The Changing Politics of Health Care Professionals
The New York Times published a fascinating article last week about the changing politics of physicians. The article reports that as more physicians abandon practices for salaried positions their politics have trended to the left. This trend is also present in the contribution patterns of health care professionals.
The figure below tracks the changes across time in the ideological giving patterns of four groups of health care professionals: surgeons, nurses, mental health care professionals (restricted to psychiatrists and clinical psychologists), and all other physicians. The trends track the mean ideological position (ideal point) of donors within each group. For each election cycle, I take the subset of donors from each group that gave at least once during that cycle and calculate their ideal points based on all donations made during that cycle and cycles prior. This permits the ideal point estimates to update with time.
Here are some helpful summary statistics for interpreting the scale. The mean ideal point for the entire sample of 2.5 million individual contributors (which includes health care professionals) is -0.16. The mean ideal point is -0.66 for Democratic candidates and 0.82 for Republican candidates.
Surgeons are by far the most conservative. They are also the group that was, on average, more conservative in 2010 than in 1990. The other three groups trend to the left in varying degrees.

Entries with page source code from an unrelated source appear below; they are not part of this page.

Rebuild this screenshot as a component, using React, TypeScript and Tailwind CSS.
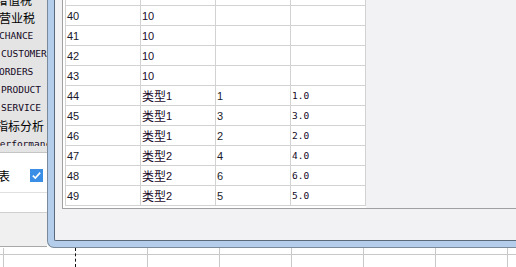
const listItems: { text: string; cjk?: boolean; shift: string }[] = [
  { text: "增值税", cjk: true, shift: "ml-[-4px]" },
  { text: "营业税", cjk: true, shift: "ml-[-1px]" },
  { text: "CHANCE", shift: "ml-[-1px]" },
  { text: "CUSTOMER", shift: "ml-[1px]" },
  { text: "ORDERS", shift: "ml-[-1px]" },
  { text: "PRODUCT", shift: "ml-[1px]" },
  { text: "SERVICE", shift: "ml-[1px]" },
  { text: "指标分析", cjk: true, shift: "ml-[-4px]" },
  { text: "Performance", shift: "ml-[-6px]" },
];

const rows: [string, string, string, string][] = [
  ["39", "10", "", ""],
  ["40", "10", "", ""],
  ["41", "10", "", ""],
  ["42", "10", "", ""],
  ["43", "10", "", ""],
  ["44", "类型1", "1", "1.0"],
  ["45", "类型1", "3", "3.0"],
  ["46", "类型1", "2", "2.0"],
  ["47", "类型2", "4", "4.0"],
  ["48", "类型2", "6", "6.0"],
  ["49", "类型2", "5", "5.0"],
];

function TypeCell({ value }: { value: string }) {
  if (value.startsWith("类型")) {
    return (
      <>
        <span className="text-[12px] font-['Noto_Sans_CJK_SC',sans-serif]">类型</span>
        {value.slice(2)}
      </>
    );
  }
  return <>{value}</>;
}

function LeftPanel() {
  return (
    <div className="w-[47px] shrink-0 h-[248px] flex flex-col overflow-hidden">
      <div className="h-[153px] bg-[#e4e4e4] border-b border-[#c4c4c4]">
        <div className="h-[146px] overflow-hidden">
          <div className="mt-[-9px]">
            {listItems.map((item) => (
              <div key={item.text} className="h-[18px] flex items-center whitespace-nowrap">
                <span
                  className={
                    item.cjk
                      ? `${item.shift} text-[12px] text-black font-['Noto_Sans_CJK_SC',sans-serif]`
                      : `${item.shift} text-[9.5px] text-[#14081f] font-['DejaVu_Sans_Mono',monospace]`
                  }
                >
                  {item.text}
                </span>
              </div>
            ))}
          </div>
        </div>
      </div>
      <div className="h-[40px] bg-white border-b border-[#e0e0e0] flex items-start pt-[16px]">
        <span className="ml-[-2px] text-[12px] leading-[14px] text-black font-['Noto_Sans_CJK_SC',sans-serif]">
          表
        </span>
        <div className="ml-[20px] w-[13px] h-[13px] bg-[#3a8ee6] flex items-center justify-center">
          <svg width="13" height="13" viewBox="0 0 13 13">
            <path d="M2.8 6.6 L5.3 9.1 L10.2 3.6" fill="none" stroke="white" strokeWidth="1.6" />
          </svg>
        </div>
      </div>
      <div className="h-[20px] bg-white border-b border-[#d0d0d0]" />
      <div className="h-[34px] bg-[#f0f0f0] border-b border-[#a8a8a8]" />
    </div>
  );
}

function DataTable() {
  return (
    <div className="mt-[-14px] w-fit bg-white pl-[2px] pb-[2px]">
      <div className="border-l border-[#d2d2d2]">
        {rows.map((r) => (
          <div key={r[0]} className="flex h-[20px] border-b border-[#d2d2d2]">
            <div className="w-[75px] shrink-0 border-r border-[#d2d2d2] flex items-center pl-[1px] pt-[1px] text-[11px] text-[#1a1a2a] font-['Liberation_Sans',sans-serif]">
              {r[0]}
            </div>
            <div className="w-[75px] shrink-0 border-r border-[#d2d2d2] flex items-center pl-[1px] pt-[1px] text-[11px] text-[#1a0a2a] font-['Liberation_Sans',sans-serif]">
              <TypeCell value={r[1]} />
            </div>
            <div className="w-[75px] shrink-0 border-r border-[#d2d2d2] flex items-center pl-[1px] pt-[1px] text-[11px] text-[#1a1a2a] font-['Liberation_Sans',sans-serif]">
              {r[2]}
            </div>
            <div className="w-[75px] shrink-0 border-r border-[#d2d2d2] flex items-center pl-[1px] pt-[1px] text-[9.5px] text-[#14081f] font-['DejaVu_Sans_Mono',monospace]">
              {r[3]}
            </div>
          </div>
        ))}
      </div>
    </div>
  );
}

function Dialog() {
  return (
    <div className="flex-1 min-w-0 h-[248px] border-l border-b border-[#7b8a9a] rounded-bl-[7px] bg-[#b3cdea] pl-[6px] pb-[6px]">
      <div className="h-full border-l border-b border-[#5a6a7c] rounded-bl-[2px] bg-[#f2f2f4]">
        <div className="ml-[7px] h-[209px] border-l border-b border-[#a0a0a0] overflow-hidden">
          <DataTable />
        </div>
      </div>
    </div>
  );
}

function SheetStrip() {
  const cols = [0, 1, 2, 3, 4, 5, 6, 7];
  return (
    <div className="flex h-[19px] bg-white">
      <div className="w-[3px] shrink-0">
        <div className="h-[7px] border-b border-[#c8c8c8]" />
      </div>
      {cols.map((c) => (
        <div
          key={c}
          className={
            c === 1
              ? "w-[72px] shrink-0 h-full border-l border-dashed border-[#111]"
              : "w-[72px] shrink-0 h-full border-l border-[#c8c8c8]"
          }
        >
          <div className="h-[7px] border-b border-[#c8c8c8]" />
        </div>
      ))}
    </div>
  );
}

export default function App() {
  return (
    <div className="w-[516px] h-[267px] overflow-hidden bg-white flex flex-col">
      <div className="flex h-[248px] items-start">
        <LeftPanel />
        <Dialog />
      </div>
      <SheetStrip />
    </div>
  );
}
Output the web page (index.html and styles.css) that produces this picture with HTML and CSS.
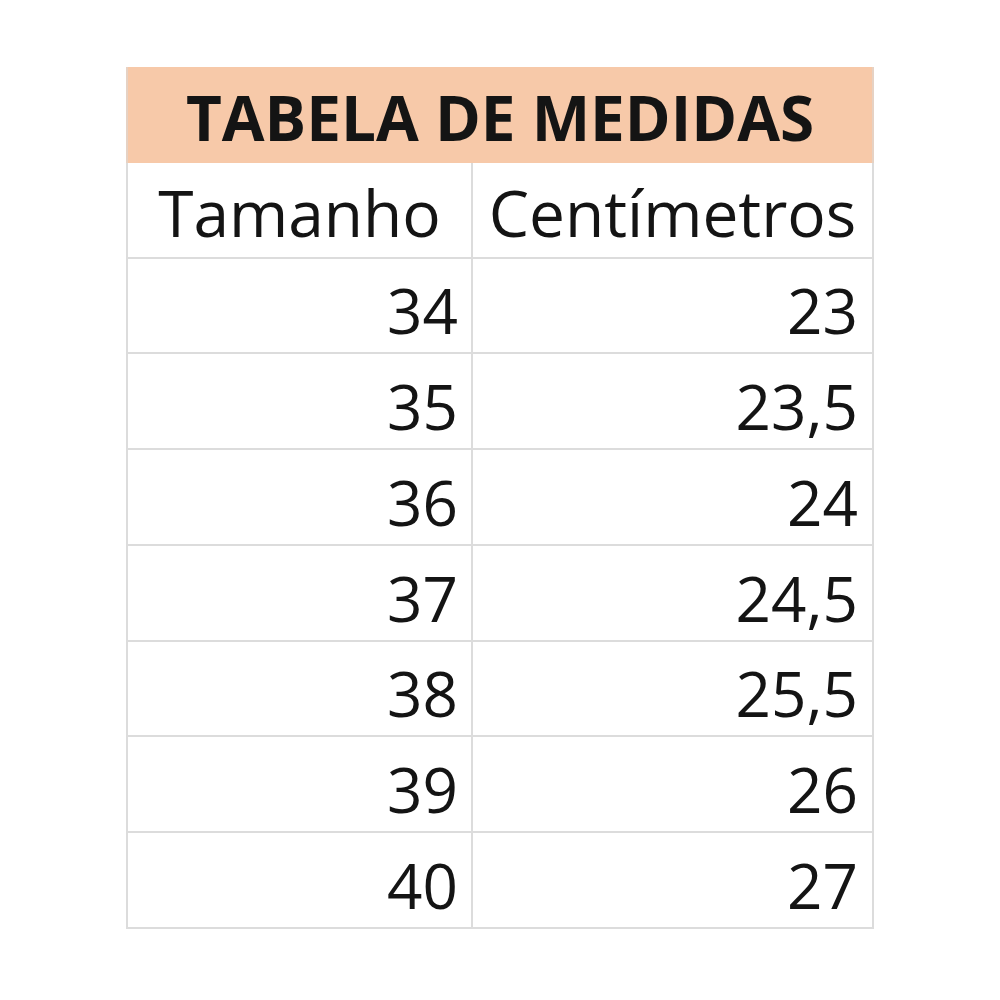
FILE: index.html
```html
<!DOCTYPE html>
<html lang="pt">
<head>
<meta charset="utf-8">
<title>Tabela de Medidas</title>
<link rel="stylesheet" href="styles.css">
</head>
<body>
<div class="sizes">
  <div class="title">TABELA DE MEDIDAS</div>
  <div class="cell head first">Tamanho</div>
  <div class="cell head">Centímetros</div>
  <div class="cell num first">34</div><div class="cell num">23</div>
  <div class="cell num first">35</div><div class="cell num">23,5</div>
  <div class="cell num first">36</div><div class="cell num">24</div>
  <div class="cell num first">37</div><div class="cell num">24,5</div>
  <div class="cell num first">38</div><div class="cell num">25,5</div>
  <div class="cell num first">39</div><div class="cell num">26</div>
  <div class="cell num first">40</div><div class="cell num">27</div>
</div>
</body>
</html>
```
FILE: styles.css
```css
html, body {
  margin: 0;
  padding: 0;
  background: #ffffff;
}
body {
  font-family: "Open Sans", "Noto Sans", sans-serif;
  color: #141414;
}
.sizes {
  margin: 67px 0 0 126px;
  width: 748px;
  display: grid;
  grid-template-columns: 347px 401px;
  grid-auto-rows: 95.75px;
}
.title {
  grid-column: 1 / span 2;
  box-sizing: border-box;
  background: #f7c9a9;
  border-left: 2px solid #e6d2c4;
  border-right: 2px solid #e6d2c4;
  font-size: 62px;
  line-height: 64px;
  font-weight: 700;
  display: flex;
  align-items: flex-end;
  justify-content: center;
  padding-bottom: 14px;
}
.cell {
  box-sizing: border-box;
  border-right: 2px solid #dcdcdc;
  border-bottom: 2px solid #dcdcdc;
  font-size: 64px;
  line-height: 64px;
  display: flex;
  align-items: flex-end;
}
.cell.first {
  border-left: 2px solid #dcdcdc;
}
.head {
  justify-content: center;
  padding-bottom: 12px;
}
.num {
  font-size: 62px;
  justify-content: flex-end;
  padding-bottom: 10px;
  padding-right: 13px;
}
.num:not(.first) {
  padding-right: 14px;
}
```
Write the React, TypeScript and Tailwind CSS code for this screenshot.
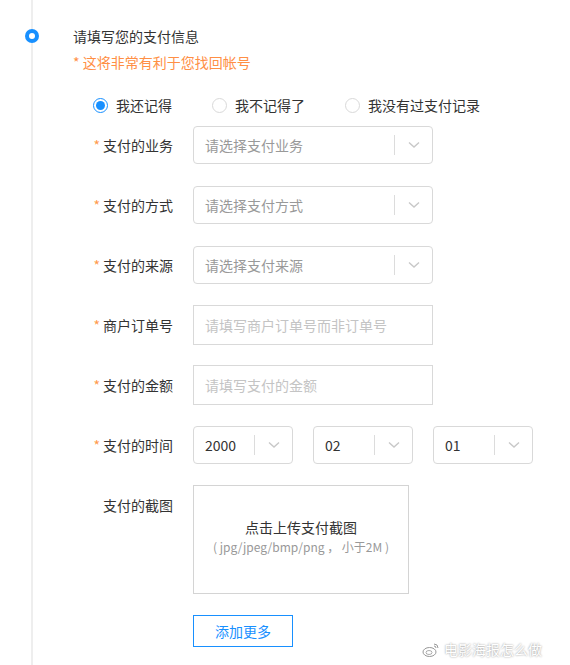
import React from "react";

const font = { fontFamily: '"Noto Sans CJK SC", "Noto Sans", sans-serif' };

const Chevron = () => (
    <svg width="12" height="8" viewBox="0 0 12 8" fill="none">
        <path d="M1 1.5 L6 6 L11 1.5" stroke="#c8c8c8" strokeWidth="1.4" />
    </svg>
);

type SelectProps = { text: string; placeholder?: boolean; width: string };

const Select = ({ text, placeholder, width }: SelectProps) => (
    <div
        className={`flex h-[38px] ${width} items-center rounded border border-[#d9d9d9] bg-white`}
    >
        <span
            className={`flex-1 pl-[11px] text-[14px] ${placeholder ? "text-[#999]" : "text-[#333]"}`}
        >
            {text}
        </span>
        <span className="h-[20px] w-px bg-[#dcdcdc]" />
        <span className="flex w-[37px] items-center justify-center">
            <Chevron />
        </span>
    </div>
);

const Input = ({ placeholder }: { placeholder: string }) => (
    <div className="flex h-[40px] w-[240px] items-center border border-[#d9d9d9] bg-white pl-[11px] text-[14px] text-[#c4c4c4]">
        {placeholder}
    </div>
);

const Row = ({ label, required = true, children }: { label: string; required?: boolean; children: React.ReactNode }) => (
    <div className="flex h-[60px] items-center">
        <div className="w-[100px] text-right text-[14px] text-[#333]">
            {required && <span className="mr-[3px] text-[#ff9a4d]">*</span>}
            {label}
        </div>
        <div className="ml-[20px] flex items-center">{children}</div>
    </div>
);

const Radio = ({ checked, label, className }: { checked?: boolean; label: string; className?: string }) => (
    <div className={`flex items-center ${className ?? ""}`}>
        <span
            className={`flex h-[15px] w-[15px] items-center justify-center rounded-full border ${checked ? "border-[#1890ff]" : "border-[#d9d9d9]"}`}
        >
            {checked && <span className="h-[9px] w-[9px] rounded-full bg-[#1890ff]" />}
        </span>
        <span className="ml-[8px] text-[14px] text-[#333]">{label}</span>
    </div>
);

export default function App() {
    return (
        <div className="relative flex min-h-[665px] w-[570px] overflow-hidden bg-white" style={font}>
            {/* timeline */}
            <div className="relative flex w-[64px] justify-center">
                <div className="w-[2px] bg-[#eeeeee]" />
                <span className="absolute top-[29px] left-[25px] flex h-[14px] w-[14px] items-center justify-center rounded-full bg-[#1890ff]">
                    <span className="h-[6px] w-[6px] rounded-full bg-white" />
                </span>
            </div>

            <div className="ml-[9px] flex flex-col pt-[26px]">
                <div className="text-[14px] leading-5 text-[#333]">请填写您的支付信息</div>
                <div className="mt-[6px] text-[14px] leading-5 text-[#ff8f45]">* 这将非常有利于您找回帐号</div>

                <div className="mt-[23px] flex h-5 items-center pl-[20px]">
                    <Radio checked label="我还记得" />
                    <Radio label="我不记得了" className="ml-[40px]" />
                    <Radio label="我没有过支付记录" className="ml-[40px]" />
                </div>

                <Row label="支付的业务">
                    <Select text="请选择支付业务" placeholder width="w-[240px]" />
                </Row>
                <Row label="支付的方式">
                    <Select text="请选择支付方式" placeholder width="w-[240px]" />
                </Row>
                <Row label="支付的来源">
                    <Select text="请选择支付来源" placeholder width="w-[240px]" />
                </Row>
                <Row label="商户订单号">
                    <Input placeholder="请填写商户订单号而非订单号" />
                </Row>
                <Row label="支付的金额">
                    <Input placeholder="请填写支付的金额" />
                </Row>
                <Row label="支付的时间">
                    <div className="flex gap-[20px]">
                        <Select text="2000" width="w-[100px]" />
                        <Select text="02" width="w-[100px]" />
                        <Select text="01" width="w-[100px]" />
                    </div>
                </Row>

                <div className="mt-[10px] flex">
                    <div className="w-[100px] pt-[10px] text-right text-[14px] leading-5 text-[#333]">支付的截图</div>
                    <div className="ml-[20px] flex flex-col">
                        <div className="flex h-[109px] w-[216px] flex-col items-center justify-center border border-[#d4d4d4] pb-[6px]">
                            <span className="text-[14px] leading-5 text-[#333]">点击上传支付截图</span>
                            <span className="text-[12px] leading-5 text-[#999]">( jpg/jpeg/bmp/png ， 小于2M )</span>
                        </div>
                        <button className="mt-[21px] h-[32px] w-[100px] border border-[#1890ff] bg-white text-[14px] text-[#1890ff]">
                            添加更多
                        </button>
                    </div>
                </div>
            </div>

            {/* watermark */}
            <div className="absolute right-[28px] bottom-[5px] flex items-center gap-[4px] text-[14px] text-white [text-shadow:0_0_2px_#888]">
                <svg width="18" height="16" viewBox="0 0 18 16" fill="none">
                    <ellipse cx="7.5" cy="10" rx="6.5" ry="4.5" stroke="#999" strokeWidth="1" fill="white" />
                    <ellipse cx="7" cy="10.5" rx="3" ry="2" stroke="#999" strokeWidth="0.8" />
                    <path d="M12 2 A4 4 0 0 1 16 6" stroke="#999" strokeWidth="1" />
                    <path d="M12 4 A2 2 0 0 1 14 6" stroke="#999" strokeWidth="1" />
                </svg>
                <span>电影海报怎么做</span>
            </div>
        </div>
    );
}
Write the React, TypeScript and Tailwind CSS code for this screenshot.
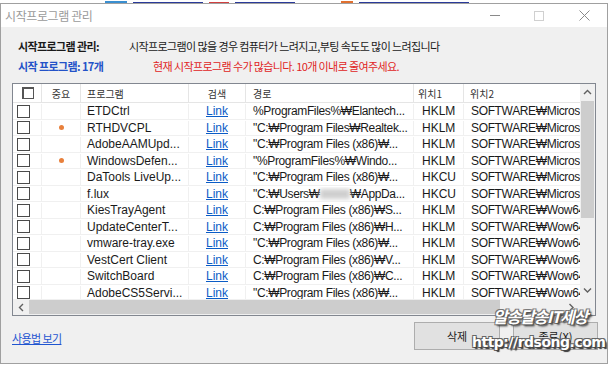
import React from "react";

type Row = {
  name: string;
  dot?: boolean;
  path: React.ReactNode;
  hive: string;
  key2: string;
};

const rows: Row[] = [
  { name: "ETDCtrl", path: "%ProgramFiles%₩Elantech...", hive: "HKLM", key2: "SOFTWARE₩Microsoft" },
  { name: "RTHDVCPL", dot: true, path: "\"C:₩Program Files₩Realtek...", hive: "HKLM", key2: "SOFTWARE₩Microsoft" },
  { name: "AdobeAAMUpd...", path: "\"C:₩Program Files (x86)₩...", hive: "HKLM", key2: "SOFTWARE₩Microsoft" },
  { name: "WindowsDefen...", dot: true, path: "\"%ProgramFiles%₩Windo...", hive: "HKLM", key2: "SOFTWARE₩Microsoft" },
  { name: "DaTools LiveUp...", path: "\"C:₩Program Files (x86)₩...", hive: "HKCU", key2: "SOFTWARE₩Microsoft" },
  {
    name: "f.lux",
    path: (
      <>
        "C:₩Users₩
        <span className="inline-block h-[10px] w-[30px] bg-[#cfcfcf] align-middle blur-[2px]" />
        ₩AppDa...
      </>
    ),
    hive: "HKCU",
    key2: "SOFTWARE₩Microsoft",
  },
  { name: "KiesTrayAgent", path: "C:₩Program Files (x86)₩S...", hive: "HKLM", key2: "SOFTWARE₩Wow6432Node" },
  { name: "UpdateCenterT...", path: "C:₩Program Files (x86)₩H...", hive: "HKLM", key2: "SOFTWARE₩Wow6432Node" },
  { name: "vmware-tray.exe", path: "\"C:₩Program Files (x86)₩...", hive: "HKLM", key2: "SOFTWARE₩Wow6432Node" },
  { name: "VestCert Client", path: "C:₩Program Files (x86)₩V...", hive: "HKLM", key2: "SOFTWARE₩Wow6432Node" },
  { name: "SwitchBoard", path: "C:₩Program Files (x86)₩C...", hive: "HKLM", key2: "SOFTWARE₩Wow6432Node" },
  { name: "AdobeCS5Servi...", path: "\"C:₩Program Files (x86)₩...", hive: "HKLM", key2: "SOFTWARE₩Wow6432Node" },
];

const ko = "font-['Noto_Sans_CJK_KR',sans-serif]";

function Chevron({ dir }: { dir: "up" | "down" | "left" | "right" }) {
  const d = {
    up: "M1 5 L4.5 1.5 L8 5",
    down: "M1 1.5 L4.5 5 L8 1.5",
    left: "M5 1 L1.5 4.5 L5 8",
    right: "M1.5 1 L5 4.5 L1.5 8",
  }[dir];
  const vert = dir === "up" || dir === "down";
  return (
    <svg width={vert ? 9 : 7} height={vert ? 7 : 9} viewBox={vert ? "0 0 9 7" : "0 0 7 9"}>
      <path d={d} fill="none" stroke="#606060" strokeWidth="1.4" />
    </svg>
  );
}

function Box() {
  return <div className="h-[13px] w-[13px] border border-[#4a4a4a] bg-white" />;
}

export default function App() {
  return (
    <div className="relative h-[366px] w-[610px] overflow-hidden bg-white font-['Liberation_Sans','Noto_Sans_CJK_KR',sans-serif]">
      {/* window behind */}
      <div className="flex h-[3px] items-end gap-[6px] pl-[105px]">
        <div className="h-[2px] w-[22px] bg-[#3a8fd0]" />
        <div className="h-[1px] w-[70px] bg-[#2a3a9a]" />
        <div className="h-[1px] w-[20px] bg-[#d04040]" />
        <div className="h-[1px] w-[60px] bg-[#2a3a9a]" />
        <div className="ml-[40px] h-[2px] w-[12px] bg-[#e07030]" />
        <div className="h-[1px] w-[110px] bg-[#2a3a9a]" />
      </div>

      <div className="flex h-[361px] w-[608px] flex-col border border-[#a0a0a0]">
        {/* Title bar */}
        <div className="flex h-[23px] items-center bg-white">
          <span className={`${ko} pl-[4px] text-[12px] tracking-[-0.4px] text-[#9a9a9a]`}>
            시작프로그램 관리
          </span>
          <div className="ml-auto flex items-center">
            <div className="flex w-[44px] justify-center">
              <div className="h-[1px] w-[10px] bg-[#8a8a8a]" />
            </div>
            <div className="flex w-[44px] justify-center">
              <div className="h-[10px] w-[10px] border border-[#d0d0d0]" />
            </div>
            <div className="flex w-[46px] justify-center">
              <svg width="11" height="11" viewBox="0 0 11 11">
                <path d="M0.5 0.5 L10.5 10.5 M10.5 0.5 L0.5 10.5" stroke="#8a8a8a" strokeWidth="1" />
              </svg>
            </div>
          </div>
        </div>

        {/* Body */}
        <div className="flex flex-1 flex-col bg-[#f0f0f0] px-[11px] pt-[11px]">
          <div className={`${ko} flex h-[16px] items-center pl-[6px] text-[11px] tracking-[-0.6px] text-[#1a1a1a]`}>
            <span className="w-[111px] font-bold">시작프로그램 관리:</span>
            <span>시작프로그램이 많을 경우 컴퓨터가 느려지고,부팅 속도도 많이 느려집니다</span>
          </div>
          <div className={`${ko} mt-[4px] flex h-[16px] items-center pl-[6px] text-[11px] tracking-[-0.6px]`}>
            <span className="w-[135px] font-bold text-[#2352c8]">시작 프로그램: 17개</span>
            <span className="text-[#e02424]">현재 시작프로그램 수가 많습니다. 10개 이내로 줄여주세요.</span>
          </div>

          {/* List view */}
          <div className="mt-[9px] flex h-[233px] flex-col border border-[#828790] bg-white">
            <div className="flex h-[215px]">
              <div className="min-w-0 flex-1 overflow-hidden">
                {/* Header */}
                <div className={`${ko} flex h-[19px] border-b border-[#e5e5e5] text-[10px] text-[#333]`}>
                  <div className="flex w-[29px] shrink-0 items-center border-r border-[#e5e5e5] pl-[9px]">
                    <div className="h-[12px] w-[12px] border-t-2 border-l-2 border-r border-b border-[#555] bg-white" />
                  </div>
                  <div className="flex w-[39px] shrink-0 items-center justify-center border-r border-[#e5e5e5]">중요</div>
                  <div className="flex w-[108px] shrink-0 items-center border-r border-[#e5e5e5] pl-[6px]">프로그램</div>
                  <div className="flex w-[57px] shrink-0 items-center justify-center border-r border-[#e5e5e5]">검색</div>
                  <div className="flex w-[168px] shrink-0 items-center border-r border-[#e5e5e5] pl-[7px]">경로</div>
                  <div className="flex w-[50px] shrink-0 items-center border-r border-[#e5e5e5] pl-[4px]">위치1</div>
                  <div className="flex flex-1 items-center pl-[6px]">위치2</div>
                </div>

                {/* Rows */}
                {rows.map((r, i) => (
                  <div key={i} className="flex h-[16.5px] border-b border-[#f0f0f0] pt-[1px] text-[12px] leading-none text-[#1a1a1a]">
                    <div className="flex w-[29px] shrink-0 items-center border-r border-[#f0f0f0] pl-[4px]">
                      <Box />
                    </div>
                    <div className="flex w-[39px] shrink-0 items-center justify-center border-r border-[#f0f0f0]">
                      {r.dot && <div className="h-[5px] w-[5px] rounded-full bg-[#e8803c]" />}
                    </div>
                    <div className="flex w-[108px] shrink-0 items-center overflow-hidden whitespace-nowrap border-r border-[#f0f0f0] pl-[6px]">
                      {r.name}
                    </div>
                    <div className="flex w-[57px] shrink-0 items-center justify-center border-r border-[#f0f0f0]">
                      <span className="text-[#0b5cc6] underline">Link</span>
                    </div>
                    <div className="flex w-[168px] shrink-0 items-center overflow-hidden whitespace-nowrap border-r border-[#f0f0f0] pl-[7px] tracking-[-0.35px]">
                      {r.path}
                    </div>
                    <div className="flex w-[50px] shrink-0 items-center border-r border-[#f0f0f0] pl-[8px]">{r.hive}</div>
                    <div className="flex flex-1 items-center overflow-hidden whitespace-nowrap pl-[7px] tracking-[-0.35px]">{r.key2}</div>
                  </div>
                ))}
              </div>

              {/* Vertical scrollbar */}
              <div className="flex w-[15px] shrink-0 flex-col bg-[#f0f0f0]">
                <div className="flex h-[17px] items-center justify-center">
                  <Chevron dir="up" />
                </div>
                <div className="mx-[1px] h-[117px] bg-[#cdcdcd]" />
                <div className="flex-1" />
                <div className="flex h-[17px] items-center justify-center">
                  <Chevron dir="down" />
                </div>
              </div>
            </div>

            {/* Horizontal scrollbar */}
            <div className="flex h-[16px] bg-[#f0f0f0]">
              <div className="flex w-[16px] items-center justify-center">
                <Chevron dir="left" />
              </div>
              <div className="my-[1px] w-[471px] bg-[#cdcdcd]" />
              <div className="flex-1" />
              <div className="flex w-[17px] items-center justify-center">
                <Chevron dir="right" />
              </div>
              <div className="w-[15px] bg-[#f0f0f0]" />
            </div>
          </div>

          {/* Footer */}
          <div className="mt-[6px] flex h-[28px] items-center">
            <span className={`${ko} pt-[4px] text-[11px] tracking-[-0.6px] text-[#1f55d0] underline`}>사용법 보기</span>
            <button className={`${ko} ml-auto h-[28px] w-[86px] border border-[#adadad] bg-[#e1e1e1] text-[11px] text-[#1a1a1a]`}>
              삭제
            </button>
            <button className={`${ko} ml-[13px] mr-[-2px] h-[28px] w-[85px] border border-[#adadad] bg-[#e1e1e1] text-[11px] text-[#1a1a1a]`}>
              종료(X)
            </button>
          </div>
        </div>
      </div>

      {/* Watermark */}
      <div className={`${ko} absolute left-[493px] top-[304px] text-[16px] font-bold italic tracking-[-1.2px] text-white [text-shadow:1px_1px_0_#555,-1px_-1px_0_#777,1px_-1px_0_#777,-1px_1px_0_#777,2px_2px_2px_#333]`}>
        알송달송IT세상
      </div>
      <div className="absolute left-[472px] top-[332px] font-['DejaVu_Sans',sans-serif] text-[14px] font-bold tracking-[-0.5px] text-white [text-shadow:1px_1px_0_#444,-1px_-1px_0_#666,1px_-1px_0_#666,-1px_1px_0_#666,2px_2px_1px_#333]">
        http://rdsong.com
      </div>
    </div>
  );
}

I included nurses to emphasize that the industry has been changing as a whole. I also included psychiatrists and clinical psychologists to emphasize that differences between groups is probably better understood as a function of self-selection into a given profession than anything else. Whatever differences in pay and work conditions exist between mental health professionals and other physicians, they would not be sufficient to explain the differences in ideology. That mental health professionals are significantly to the left of nurses reinforces this point.
Although revealing, the trend line for physicians leaves out much of the story. The mean ideological position is relatively stable, but there is plenty of action in the distribution. The 1994 and 2010 midterm election cycles represent the closest thing to electoral deja vu that we can expect to see in our lifetimes. This makes these cycles useful points for comparison. The figures below show the ideological distributions for surgeons and physicians in 1994 and 2010. The distribution for surgeons fills out a little on the left over the years but remains unimodal. In contrast, the distribution for physicians changes quite a bit. Ideologically speaking, physicians have become more evenly divided and more polarized.
These figures can help address one of the paragraphs from the article that caught my attention:
“Dr. Cecil B. Wilson, the president of the A.M.A., said that changes in doctors’ practice-ownership status do not necessarily lead to changes in their politics. And some leaders of state medical associations predicted that the changes would be fleeting.”
I strongly suspect that Dr. Wilson is correct in his assessment. The link between doctors abandoning private practices for salaried jobs and their changing politics is probably overblown. I attempted to get at this question by dividing the sample into physicians who report being self-employed and physicians who report having an employer. I found only a slight difference between the groups. On the other hand, I sincerely doubt that the changes will be fleeting. The changes appear to be responding to generational shifts—in particular, the influx of women doctors.
I was curious as to whether the rightward jump observed during the 2010 midterms resulted from 1) donors that had previously given to Democrats shifting their dollars to Republicans or 2) increased giving by Republican donors relative to Democratic donors. In other words, was it a case of changing minds or changing wallets? For each year, I categorize donors into one of six categories based on their giving patterns in previous cycles.
- Strong Democrat – greater than 95% of donation dollars went to Democrats in prior elections
- Lean Democrat – between 60% and 95% of dollars went to Democrats in prior elections
- Toss Up – between 40% and 60% of dollars went to Democrats in prior elections
- Lean Republican – between 5% and 40% of dollars went to Democrats in prior elections
- Strong Republican – less than 5% of dollars went to Democrats in prior elections
- New Money – first time donors/had not given in prior elections
Each bar displays aggregate amounts donated to each party. For example, the bar labeled “Strong Dem” in the 2010 panel shows that donors who in previous cycles gave 95% or more of their dollars to Democrats, gave $41 Million to Democrats and $1.5 million to Republicans.
Partisan defections by Democratic donors had little to do with the 2010 shift in favor of Republicans. (In fact, the defection rate was greater for Republicans donors.) Increased giving by Republican donors and slightly reduced giving by Democratic donors account for the lion’s share of the swing. Republicans also received a larger proportion of dollars from first time donors than they had in the past. Republicans won 62 percent of the dollars from first donors in 2010, up from 44 percent in 2008 and 57 percent in 2006.
Lastly, it is worth noting that the overall rightward shift during the 2010 midterms is no larger than what we saw in other industries. Hence, I caution against concluding that the shift was in direct response to the Affordable Health Care Act.